Spotify has compiled a list of the tracks most likely to appear in playlists designed to help people get to sleep. The result – The Top 20 Most-Streamed Songs For Sleep, Globally – may constitute history’s most powerful sedative.
Or maybe not. This isn’t a carefully curated journey to unconsciousness. It’s just a bunch of very popular, slightly mellow songs that keep cropping up on sleep playlists: seven of the 20 are by Ed Sheeran; four are by Sam Smith. And what on earth is the point of a 20-song sleep list? If you’re still awake after song 4, then it isn’t working. And if it does work, the last dozen tracks could be anything, apart from a recording of a smoke alarm going off.
I still wanted to see if the list would at least make it me groggy, but there were a couple of problems with the experiment. First, it was the middle of the day. Second, I didn’t have Spotify on my phone, only on my desktop computer. I don’t need music to make me fall asleep at my desk.

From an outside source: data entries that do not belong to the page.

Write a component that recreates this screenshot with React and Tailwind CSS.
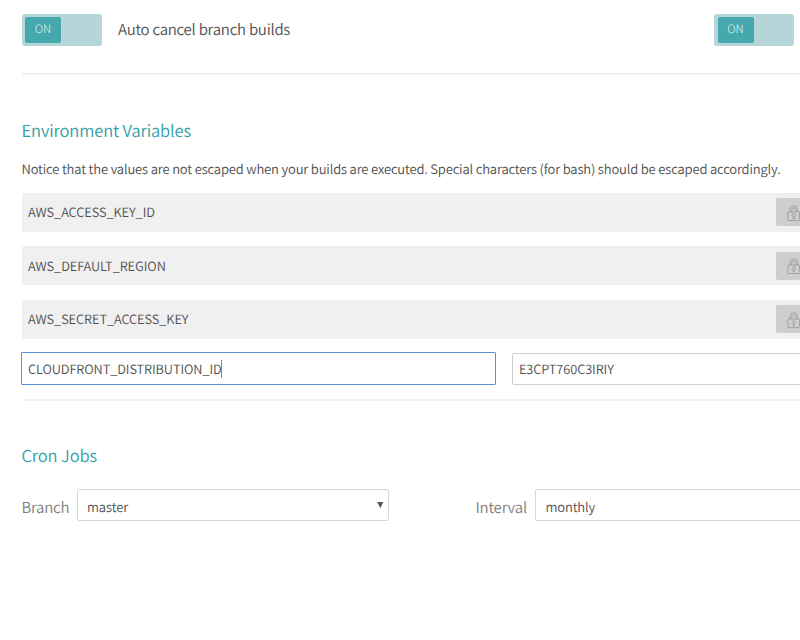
import React from "react";

function Toggle() {
  return (
    <div className="flex h-8 w-20 shrink-0 rounded-[3px] bg-[#b5d5d8] p-[3px] pl-[3.5px]">
      <div className="flex h-[26px] w-9 items-center justify-center rounded-[2px] bg-[#45a8ad] text-[11.5px] font-light text-[#e0f3f4]">
        ON
      </div>
    </div>
  );
}

function Lock() {
  return (
    <svg className="mt-0.5 ml-[11px] shrink-0" width="14" height="17" viewBox="0 0 14 17" fill="none" stroke="#a0a0a0" strokeWidth="1">
      <rect x="0.8" y="7" width="11.8" height="8.6" rx="1" />
      <path d="M2.9 7V4.6a3.8 3.8 0 0 1 7.6 0V7M4.7 7V4.8a2 2 0 0 1 4 0V7" />
      <path d="M6.1 13.8V11.6a1.5 1.5 0 1 1 1.3 0v2.2z" />
    </svg>
  );
}

function SavedVariable({ name }) {
  return (
    <div className="flex h-[39px] w-[800px] items-center rounded-[2px] bg-[#f0f0f0] pl-[6.5px]">
      <div className="w-[748px] shrink-0 text-[12.8px] leading-5 tracking-[-0.08px]">{name}</div>
      <div className="flex h-7 w-9 shrink-0 items-center rounded-[2px] bg-[#cecece]">
        <Lock />
      </div>
    </div>
  );
}

export default function App() {
  return (
    <div className="h-[640px] w-[800px] overflow-hidden bg-white pl-[21.5px] font-['Noto_Sans_CJK_SC','Noto_Sans',sans-serif] font-[350] whitespace-nowrap text-[#505050] [text-rendering:geometricPrecision]">
      <div className="flex h-[73px] items-start pt-[13.5px]">
        <Toggle />
        <div className="ml-[16.5px] w-[596px] text-[15px] leading-8 tracking-[-0.24px]">Auto cancel branch builds</div>
        <Toggle />
      </div>
      <div className="h-[2px] w-[800px] bg-[#f0f0f0]" />

      <h2 className="mt-[42.5px] text-[16.5px] leading-6 tracking-[-0.12px] text-[#30a0a5]">Environment Variables</h2>
      <p className="mt-[17px] text-[13px] leading-5 tracking-[-0.155px]">
        Notice that the values are not escaped when your builds are executed. Special characters (for bash) should be escaped accordingly.
      </p>
      <div className="mt-[14px] flex flex-col gap-[14.5px]">
        <SavedVariable name="AWS_ACCESS_KEY_ID" />
        <SavedVariable name="AWS_DEFAULT_REGION" />
        <SavedVariable name="AWS_SECRET_ACCESS_KEY" />
      </div>
      <div className="mt-[13.5px] -ml-[0.5px] flex items-center gap-4 text-[12.8px] tracking-[-0.1px]">
        <div className="flex h-[33px] w-[475px] shrink-0 items-center rounded-[1px] border border-[#5b8fd0] pl-1.5">
          CLOUDFRONT_DISTRIBUTION_ID
          <span className="-ml-px h-[18px] w-[1.5px] bg-[#888888]" />
        </div>
        <div className="flex h-8 w-[475px] shrink-0 items-center rounded-[2px] border border-[#cfcfcf] pl-1.5">E3CPT760C3IRIY</div>
      </div>
      <div className="mt-[14px] h-[2px] w-[800px] bg-[#f0f0f0]" />

      <h2 className="mt-[42px] text-[16.5px] leading-6 tracking-[-0.12px] text-[#30a0a5]">Cron Jobs</h2>
      <div className="mt-[22px] flex h-8 items-center">
        <div className="mt-1.5 w-[55px] shrink-0 text-[15px] tracking-[-0.24px] text-[#808080]">Branch</div>
        <div className="flex h-8 w-[312px] shrink-0 items-center justify-between rounded-[2px] border border-[#d8d8d8] pr-1 pl-[9.5px] text-[13px] tracking-[-0.1px]">
          <span className="mt-[3px]">master</span>
          <svg width="7" height="8" viewBox="0 0 7 8" fill="#555555"><path d="M0.3 1h6L3.3 7.2z" /></svg>
        </div>
        <div className="mt-1.5 ml-[87px] w-[59px] shrink-0 text-[15px] tracking-[-0.2px] text-[#808080]">Interval</div>
        <div className="flex h-8 w-[312px] shrink-0 items-center rounded-[2px] border border-[#d8d8d8] pl-2.5 text-[13px] tracking-[-0.15px]">
          <span className="mt-[3px]">monthly</span>
        </div>
      </div>
    </div>
  );
}
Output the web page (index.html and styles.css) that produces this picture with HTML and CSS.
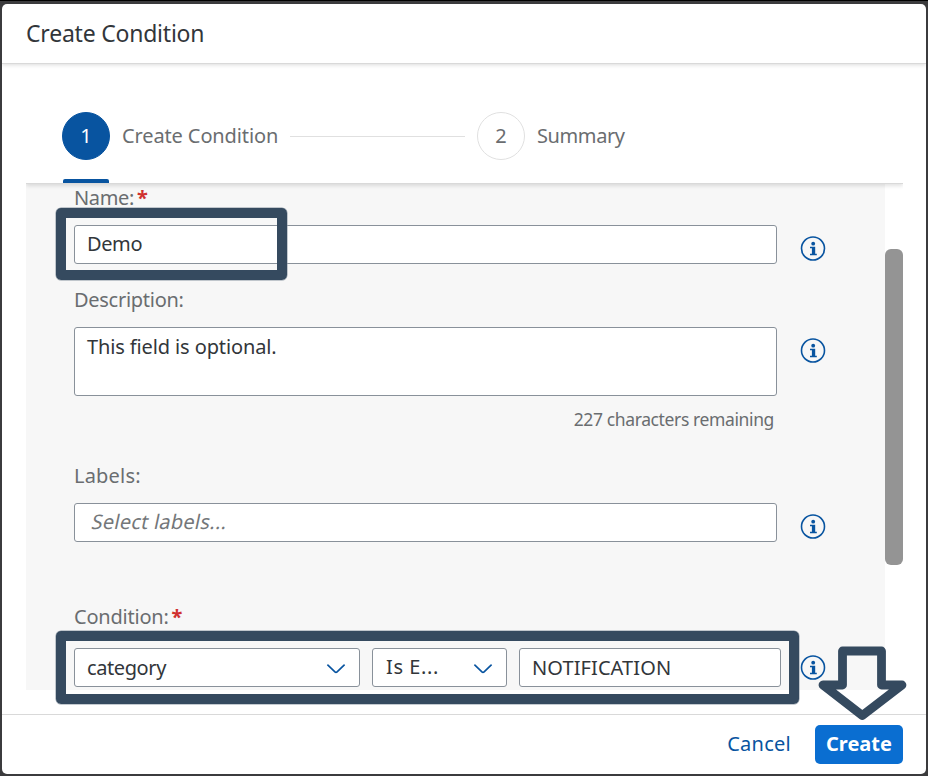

Downloading the app proves a frustrating procedure that puts me in a filthy temper. I am obliged to listen to the list on shuffle – not sure why – but I suppose it doesn’t really matter; they’re not in any particular sleep-inducing order. I settle somewhere quiet, headphones on, and wait for oblivion.
First up is Ed Sheeran’s Thinking Out Loud, which begins gently enough. After a minute or two, however, some rather insistent drums kick in. I sit bolt upright, wondering how anyone could possibly sleep through it.
Song 2 is called Earned It and is from the 50 Shades of Grey soundtrack, which is probably why I have never heard it before. The next one – Let Her Go by Passenger – is both familiar and irritatingly catchy. Sam Smith’s Lay Me Down is the first properly soporific number on the list, although I’m not sure Smith would take that as a compliment. Number 5, Tenerife Sea, is Ed Sheeran again.
Sixth on the list is Rihanna and Kanye West’s Fourfiveseconds; it contains the line “Hold me back, I’m about to spazz”, which preoccupies me, but not in a manner conducive to sleep. By number 7, Give Me Love, I’m getting a little sick of Ed Sheeran. By number 8, Latch, I’m getting a little sick of Sam Smith. Next up, Rain For Sleep, is the first thing on the playlist specifically designed to put you under. It’s just rain sounds, but it’s a little torrential for my liking. I think it would give me nightmares about my cattle drowning.
Number 10 is A Team by Ed Sheeran, which is all I can take. None of these comes close to the most reliably narcotic recording on the market: Mitt Romney reading the audio version of his 2010 book No Apology: The Case For American Greatness. The free sample via the Amazon website is more than enough to knock you out. Do not listen to it in the car.